The Origin of the Baptist Religion in the South.

Yeah, I would just reemphasize once again, some of you are being rather unfair in your criticisms of my OP. You say I need solid data to back up my point. But what makes you think I don’t have that? Actually, a few years back I was watching something on tv about this very subject. Do you know what the most common religion is in the US? Not Roman Catholic–that’s second. Baptist, because so many people belong to that religion in the South. Also, where I live, the Baptist religion is the dominant religion of African Americans for much the same reason.

And finally, I think it is obvious the Baptist religion is the dominant religion in the South. And I don’t think I need any statistics to prove that:). If any statistics say different, they’re just plain wrong. Sorry:).

:confused:

According to every reliable statistic i can find, Catholics do indeed make up the largest single denominational group in the United States. In fact, according to the US Census Bureau, Catholics have actually been increasing their lead over the past 20 years, with the number of Americans who self-identify as Catholics growing faster than the number who self-identify as Baptists:

1990

Catholic: 46.00 million
Baptist: 33.96 million

2001

Catholic: 50.87 million
Baptist: 33.82 million

2008

Catholic: 57.20 million
Baptist: 36.15 million

Source (PDF)

Those figures above are based on the ways that people describe their own religious adherence. If you look at the numbers claimed by the churches themselves, the Catholics are even further ahead:

Catholics: 68.12 million
Baptists (various Baptist denominations): about 33 million

Source 1 (PDF)
Source 2

And note further that all these figures above rely on counting all the different Baptist churches together as a single category. But doing that risks downplaying some of the very real conflicts and tensions within the Baptist faith that led to the formation of all these different Baptist groups in the first place. While these differences are, in many cases, political and organizational rather than doctrinal, the fact is that the Baptists don’t all fit together very comfortably under a single umbrella.

Jim B., how could you have been on the SDMB for nine years and yet still think that you don’t need statistics to back up your claims?

Jim B., here’s a further suggestion: If you have a question to ask, just ask it. Don’t do what you did in your OP, starting by telling about how almost every state seemed to have many people who belonged to a variety of denominations. (Incidentally, the word you’re looking for is “denominations,” not religions. Every group you list belongs to the Christian religion.) You implied that you had visited all those states and knew by personal experience that there was a variety of denominations in all those states. You then stated that there is no such noticeable variety of denominations in the southern states. You then finally got around to asking the question that you really wanted to know the answer to, which was how the South happened to end up having so many Baptists.

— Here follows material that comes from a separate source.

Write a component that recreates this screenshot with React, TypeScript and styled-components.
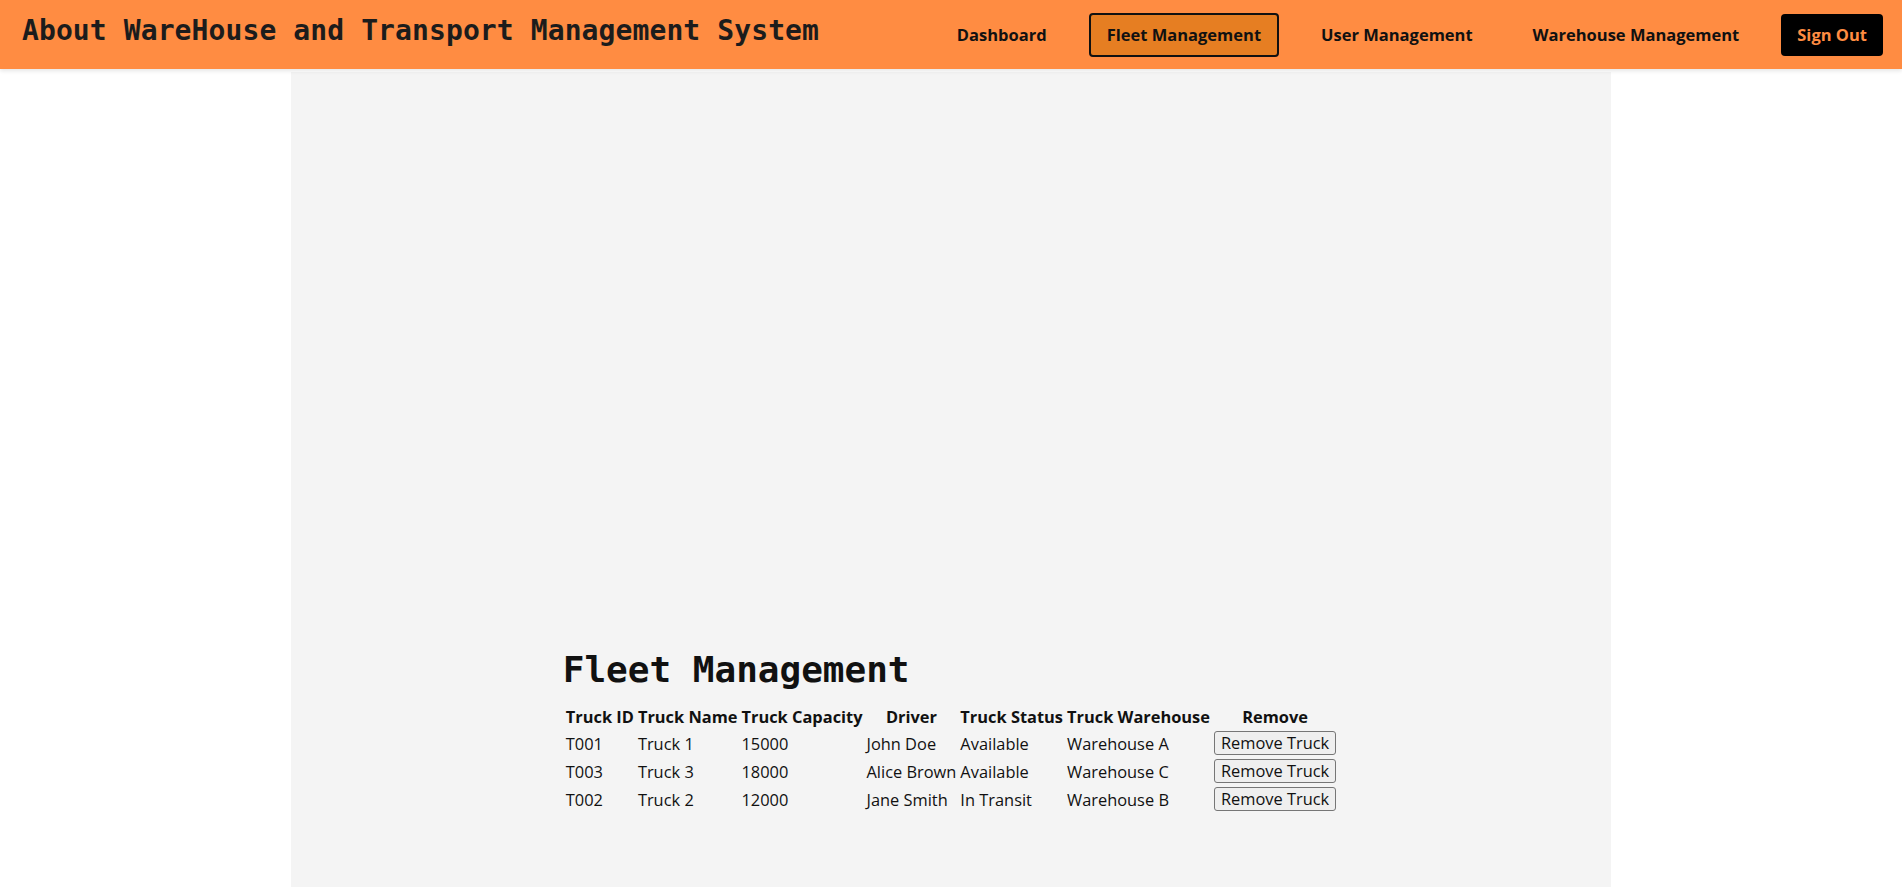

If that was the question you wanted the answer to, you should just ask it straight away. When you start your OP with a rambling tour of your experiences around the U.S., you run the risk that other posters will assume that this is what your question is about. Your question is actually limited and quite reasonable: Why are there so many Baptists in the South? It’s not true that nearly everyone in the South is a Baptist, since actually there is quite a substantial amount of people belonging to other denominations, but it is true that in the southern states Baptists are a majority in many places and the clear plurality in most other places.

For your second point, I will try to remember that in the future:). (BTW, I think information I heard on tv makes the perfect data, esp. for the informal nature of these boards.)

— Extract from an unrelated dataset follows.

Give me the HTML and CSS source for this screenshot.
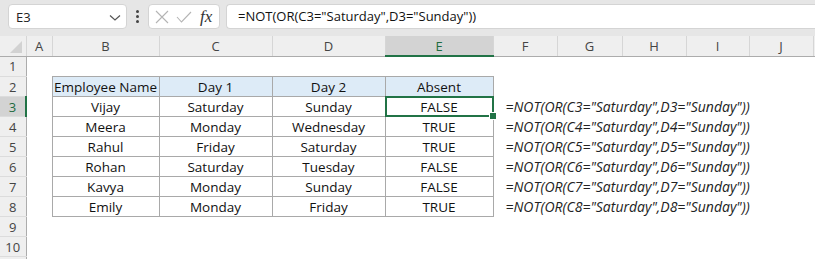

Was that the same “data” that told you there are more Baptists than Catholics in the United States? The same “data” that was so terribly wrong?

Well, yes, that is what they said. I don’t know, it might have been a while ago when the numbers of Catholics hadn’t surpassed the Baptist one yet. (And you have to admit, I should point out, that there are still alot of Baptists in our country.) Yes, I think seeing something on tv could pass as data. Hey, even Wikipedia is sometimes wrong;).

A few things:

  1. The number of Catholics surpassed the number of Baptists over 20 years ago, so if the claim made by your TV was correct when the show was produced, the show itself must have been pretty damn old.

  2. I have never denied that there are “a lot of Baptists in our country.” It was me, remember, who posted the actual figures showing that there are about 36 million self-identified Baptists in the United States.

  3. Yes, Wikipedia is sometimes wrong.

  4. I didn’t get my figures from Wikipedia. I got them from the US Census Bureau, a government agency whose whole raison d’etre is counting stuff and collecting data about America and Americans.